··· Provided data
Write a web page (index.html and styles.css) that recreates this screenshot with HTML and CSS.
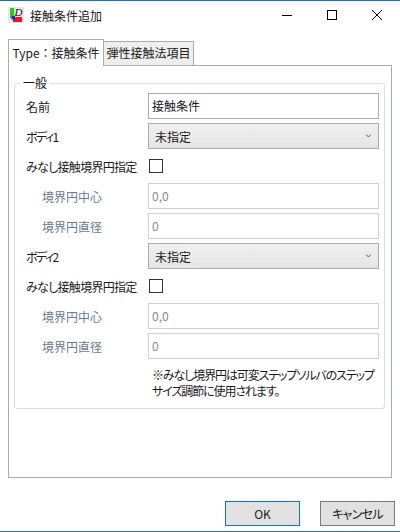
FILE: index.html
```html
<!DOCTYPE html>
<html lang="ja">
<head>
    <meta charset="UTF-8">
    <meta name="viewport" content="width=device-width, initial-scale=1.0">
    <title>接触条件追加</title>
    <link rel="stylesheet" href="styles.css">
</head>
<body>
    <div class="ventana">
        <div class="titulo">
            <svg class="logo" width="16" height="16" viewBox="0 0 16 16">
                <rect width="16" height="16" fill="#e8e8e8"/>
                <rect x="2" y="1" width="4" height="10" fill="#22d022"/>
                <rect x="5" y="10" width="9" height="5" fill="#e81818"/>
                <rect x="3.5" y="9" width="3.5" height="3.5" fill="#1a28e0"/>
                <text x="6.5" y="8.5" class="logo-d">D</text>
            </svg>
            <span class="titulo-texto">接触条件追加</span>
            <div class="controles">
                <svg width="12" height="12" viewBox="0 0 12 12"><path d="M1 6.5h10" stroke="#000" fill="none"/></svg>
                <svg width="12" height="12" viewBox="0 0 12 12"><rect x="1.5" y="1.5" width="9" height="9" stroke="#000" fill="none"/></svg>
                <svg width="12" height="12" viewBox="0 0 12 12"><path d="M1 1l10 10M11 1L1 11" stroke="#000" fill="none"/></svg>
            </div>
        </div>

        <div class="contenido">
            <div class="tabs">
                <div class="tab activa">Type：接触条件</div>
                <div class="tab">弾性接触法項目</div>
            </div>
            <div class="panel">
                <fieldset class="grupo">
                    <legend>一般</legend>
                    <div class="form">
                        <label>名前</label>
                        <div class="campo">接触条件</div>

                        <label class="angosto">ボディ1</label>
                        <div class="combo"><span>未指定</span><svg width="5" height="4" viewBox="0 0 5 4"><path d="M0 .5l2.5 2.5L5 .5" stroke="#555" fill="none"/></svg></div>

                        <label class="kana">みなし接触境界円指定</label>
                        <div class="check-fila"><span class="check"></span></div>

                        <label class="sub">境界円中心</label>
                        <div class="campo off">0,0</div>

                        <label class="sub">境界円直径</label>
                        <div class="campo off">0</div>

                        <label class="angosto">ボディ2</label>
                        <div class="combo"><span>未指定</span><svg width="5" height="4" viewBox="0 0 5 4"><path d="M0 .5l2.5 2.5L5 .5" stroke="#555" fill="none"/></svg></div>

                        <label class="kana">みなし接触境界円指定</label>
                        <div class="check-fila"><span class="check"></span></div>

                        <label class="sub">境界円中心</label>
                        <div class="campo off">0,0</div>

                        <label class="sub">境界円直径</label>
                        <div class="campo off">0</div>

                        <p class="nota">※みなし境界円は可変ステップソルバのステップ<br>サイズ調節に使用されます。</p>
                    </div>
                </fieldset>
            </div>
        </div>

        <div class="botones">
            <button class="principal">OK</button>
            <button class="kana">キャンセル</button>
        </div>
    </div>
</body>
</html>
```

FILE: styles.css
```css
* {
    box-sizing: border-box;
}

body {
    margin: 0;
    background-color: white;
    color: #1a1a1a;
    font-family: "Noto Sans CJK JP", "Noto Sans", sans-serif;
    font-size: 12px;
    font-feature-settings: "palt";
}

.ventana {
    width: 400px;
    height: 532px;
    display: flex;
    flex-direction: column;
    border-top: 1px solid #0f75bd;
    border-bottom: 1px solid #2a6f9f;
}

.titulo {
    height: 28px;
    display: flex;
    align-items: center;
    padding-left: 8px;
}

.logo-d {
    font-family: "Liberation Serif", serif;
    font-style: italic;
    font-size: 11px;
    fill: #111;
}

.titulo-texto {
    margin-left: 6px;
    font-feature-settings: normal;
}

.controles {
    margin-left: auto;
    display: flex;
    gap: 33px;
    padding-right: 17px;
}

.contenido {
    padding: 10px 8px 0;
}

.tabs {
    display: flex;
    align-items: flex-end;
    height: 26px;
    position: relative;
}

.tab {
    height: 24px;
    width: 91px;
    margin-left: -1px;
    line-height: 22px;
    text-align: center;
    background-color: #eee;
    border: 1px solid #ababab;
    border-bottom-width: 0;
}

.tab.activa {
    height: 27px;
    width: 96px;
    margin-left: 0;
    margin-bottom: -1px;
    line-height: 25px;
    background-color: white;
    font-feature-settings: normal;
    position: relative;
    z-index: 1;
}

.panel {
    height: 413px;
    border: 1px solid #ababab;
    padding: 10px 6px 0 5px;
}

.grupo {
    margin: 0;
    height: 333px;
    padding: 0 5px 0 11px;
    border: 1px solid #d5dfe5;
    border-radius: 3px;
}

.grupo legend {
    padding: 0 3px;
    margin-left: -6px;
    line-height: 14px;
}

.form {
    display: grid;
    grid-template-columns: 122px 231px;
    grid-auto-rows: 26px;
    row-gap: 4px;
    margin-top: 3px;
    align-items: center;
}

.kana {
    letter-spacing: -0.7px;
}

.angosto {
    letter-spacing: -1.6px;
}

.sub {
    padding-left: 16px;
    color: #6d7a8c;
}

.campo {
    height: 26px;
    line-height: 24px;
    padding-left: 3px;
    border: 1px solid #abadb3;
}

.campo.off {
    border-color: #d0d0d0;
    color: #8a8a94;
}

.combo {
    height: 26px;
    display: flex;
    align-items: center;
    justify-content: space-between;
    padding: 0 7px 0 6px;
    border: 1px solid #acacac;
    background: linear-gradient(#f0f0f0, #e5e5e5);
}

.check-fila {
    display: flex;
    align-items: center;
}

.check {
    width: 14px;
    height: 14px;
    margin-left: 1px;
    border: 1px solid #333;
    background-color: white;
}

.nota {
    grid-column: 2;
    grid-row: span 2;
    margin: 0;
    padding: 4px 0 0 4px;
    line-height: 16px;
    letter-spacing: -1.1px;
    align-self: start;
    white-space: nowrap;
}

.botones {
    margin-top: auto;
    display: flex;
    justify-content: flex-end;
    gap: 20px;
    padding: 0 5px 5px 0;
}

button {
    width: 75px;
    height: 25px;
    padding: 0;
    font-family: inherit;
    font-size: 12px;
    font-feature-settings: inherit;
    color: #1a1a1a;
    background-color: #e1e1e1;
    border: 1px solid #7a7a7a;
}

button.principal {
    border-color: #0f75bd;
    letter-spacing: normal;
}
```
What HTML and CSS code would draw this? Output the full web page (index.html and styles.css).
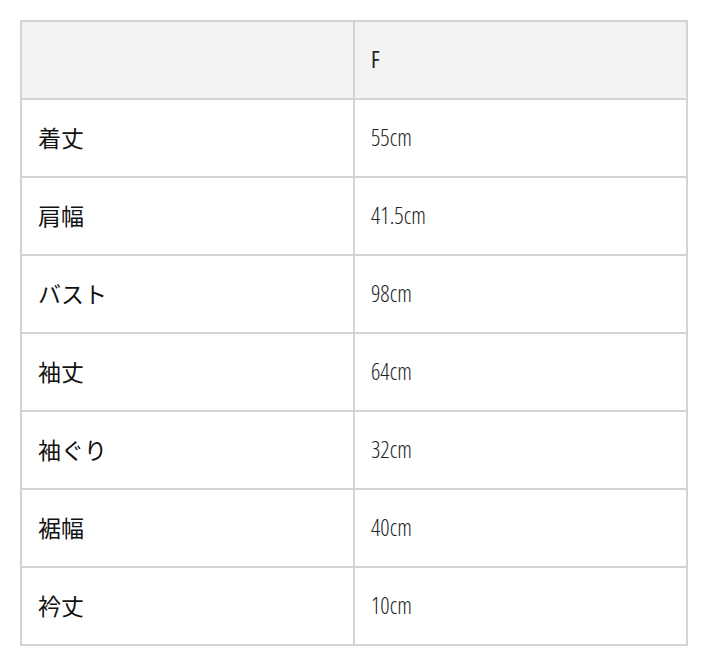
FILE: index.html
```html
<!DOCTYPE html>
<html lang="ja">
<head>
<meta charset="utf-8">
<link rel="stylesheet" href="styles.css">
</head>
<body>
<div class="wrap">
<table class="size-table">
  <tr class="head"><th></th><th class="val">F</th></tr>
  <tr><td class="label">着丈</td><td class="val">55cm</td></tr>
  <tr><td class="label">肩幅</td><td class="val">41.5cm</td></tr>
  <tr><td class="label">バスト</td><td class="val">98cm</td></tr>
  <tr><td class="label">袖丈</td><td class="val">64cm</td></tr>
  <tr><td class="label">袖ぐり</td><td class="val">32cm</td></tr>
  <tr><td class="label">裾幅</td><td class="val">40cm</td></tr>
  <tr><td class="label">衿丈</td><td class="val">10cm</td></tr>
</table>
</div>
</body>
</html>
```
FILE: styles.css
```css
html, body { margin: 0; padding: 0; background: #fff; }
.wrap { padding: 20px 25px 20px 20px; }
.size-table {
  width: 668px;
  border-collapse: collapse;
  table-layout: fixed;
}
.size-table th, .size-table td {
  border: 2px solid #d3d3d3;
  height: 74px;
  padding: 0 0 2px 16px;
  text-align: left;
  vertical-align: middle;
  box-sizing: content-box;
}
.size-table .head th { background: #f3f3f3; font-weight: normal; }
.label {
  font-family: "Noto Sans CJK JP", "Noto Sans", sans-serif;
  font-size: 23px;
  color: #111;
}
.val {
  font-family: "Open Sans", sans-serif;
  font-stretch: 75%;
  font-weight: 300;
  font-size: 23px;
  color: #222;
  letter-spacing: 0;
}
```
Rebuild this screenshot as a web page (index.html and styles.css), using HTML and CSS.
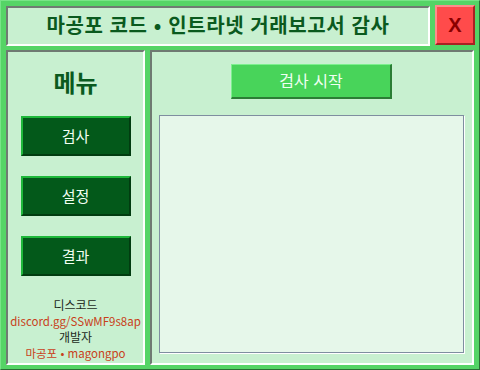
······
Check each line of the entries above, and show every one holding the word "styles".

Write a web page (index.html and styles.css) that recreates this screenshot with HTML and CSS.
    <link rel="stylesheet" href="styles.css">
FILE: styles.css
What HTML and CSS code would draw this? Output the full web page (index.html and styles.css).
<link rel="stylesheet" href="styles.css">
FILE: styles.css
Rebuild this screenshot as a web page (index.html and styles.css), using HTML and CSS.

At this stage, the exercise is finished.